Inference with Mondrian Random Forests
Matias D. Cattaneo, Jason M. Klusowski, William G. Underwood
TL;DR
This work analyzes Mondrian random forests as a purely random partitioning approach to nonparametric regression and develops rigorous statistical inference for the regression function μ. It proves a Berry–Esseen–type central limit theorem for the Mondrian RF estimator and builds a feasible variance estimator to enable valid confidence intervals without data splitting. To further enhance estimation, the authors introduce a debiasing framework based on generalized jackknife across multiple lifetimes λ, achieving minimax optimal pointwise rates for β-Hölder functions and yielding a CLT and valid CIs in the debiased setting. The paper also provides practical guidance for tuning λ and B, proposes online and batch algorithms with complexity guarantees, and validates the theory through simulations showing strong finite-sample performance. Collectively, the results advance inference with Mondrian forests and offer practical tools for uncertainty quantification in nonparametric regression.
Abstract
Random forests are popular methods for regression and classification analysis, and many different variants have been proposed in recent years.

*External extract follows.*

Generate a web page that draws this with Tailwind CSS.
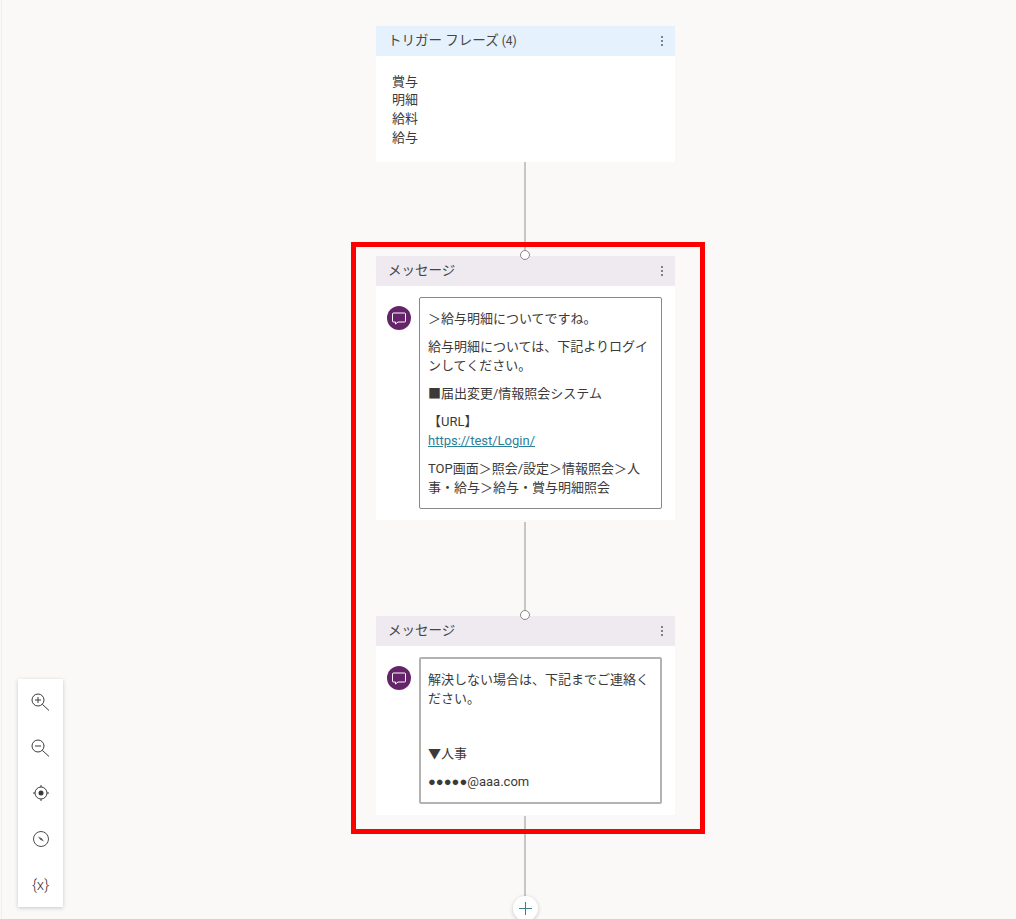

One interesting example is the Mondrian random forest, in which the underlying constituent trees are constructed via a Mondrian process. We give precise bias and variance characterizations, along with a Berry-Esseen-type central limit theorem, for the Mondrian random forest regression estimator. By combining these results with a carefully crafted debiasing approach and an accurate variance estimator, we present valid statistical inference methods for the unknown regression function. These methods come with explicitly characterized error bounds in terms of the sample size, tree complexity parameter, and number of trees in the forest, and include coverage error rates for feasible confidence interval estimators. Our debiasing procedure for the Mondrian random forest also allows it to achieve the minimax-optimal point estimation convergence rate in mean squared error for multivariate $β$-Hölder regression functions, for all $β> 0$, provided that the underlying tuning parameters are chosen appropriately. Efficient and implementable algorithms are devised for both batch and online learning settings, and we study the computational complexity of different Mondrian random forest implementations. Finally, simulations with synthetic data validate our theory and methodology, demonstrating their excellent finite-sample properties.